Adapt your parser to return abstract syntax trees, as specified on pages 100-101 in Chapter 4. You will need the files in $TIGER/chap4. The text of the chapter contains some example abstract syntax that might be informative.

Remember to group together adjacent type or function definitions into a single abstract syntax declaration.

You'll also need to change the %nonterm line to declare that your nonterminals now have interesting values associated with them rather than values of type unit. For example, if you have a nonterminal exp then you'll need to say exp of Absyn.exp .

Chapter 3
Due February 12, 2003

For reference you might want to look at the ML-Yacc documentation. However, it does not appear particularly helpful, so you should look closely at the examples in the book. (Be aware, however, the the book examples tend to be incomplete; every parser requires a %name, for example.)

Chapter 2
Due February 5, 2003

Carefully read the programming assignment on pages 31-32 of Appel, and implement the required lexer. You will need copies of the files from $TIGER/chap2. The given tiger.lex nearly empty, and will need a lot of work to fill in. One possible order would be:
  1. Make sure you are familiar with Appendix A, the Tiger Language Reference Manual.
  2. Extend the lexer to handle keywords, punctuation, and whitespace. (Warning: ML-Lex does not understand the escape sequence "\f" for form-feed, but you can use the escape sequence "\012" instead.)
  3. Extend the lexer to handle identifiers and integer constants. Remember that the string matched by the given regular expression is bound to the ML variable yytext.
  4. Extend the lexer to handle comments. To handle nesting of comments you will have to extend the approach on page 31 to count nesting depth (using a global counter) and changing states (i.e., calling YYBEGIN) only when appropriate. (Remember that that all states except INITIAL must be declared in the second (Lex-Definitions) portion of the input. The format is a line starting with %s and then a space-separated list of states terminated with a semicolon.) Detect unclosed comments.
  5. Extend the lexer to handle string literals. This is tricky because the lexer is required to return strings with all escape sequences have been expanded away.

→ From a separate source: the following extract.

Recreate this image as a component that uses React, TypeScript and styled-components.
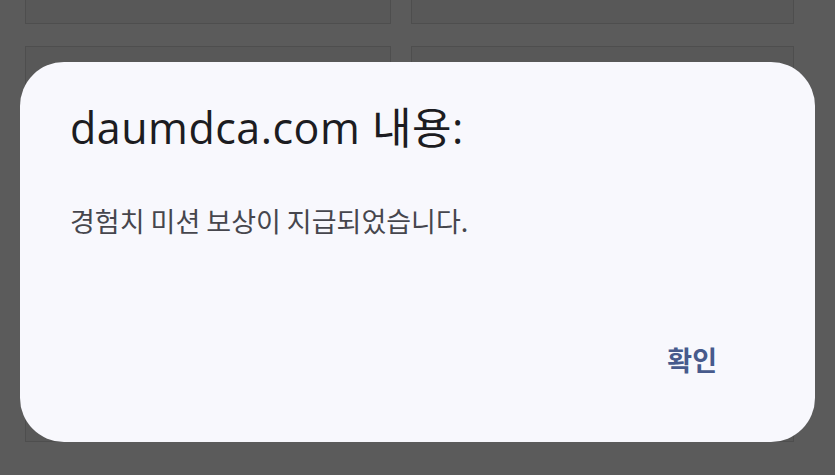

    One method is to maintain a global buffer. The lexer can extend this buffer each time it recognizes a piece of the string and can call itself recursively via continue() to get the remaining pieces, until it reaches the end of the string. At this point the entire string can be returned. This technique requires adding at least one more state to the lexer.

    An alternate method is simply to match the entire string as a single token, and then write a separate translating function through which the lexer can pass the source text. This simplifies the lexer's organization, but requires you to implement your own code to detect escape sequences.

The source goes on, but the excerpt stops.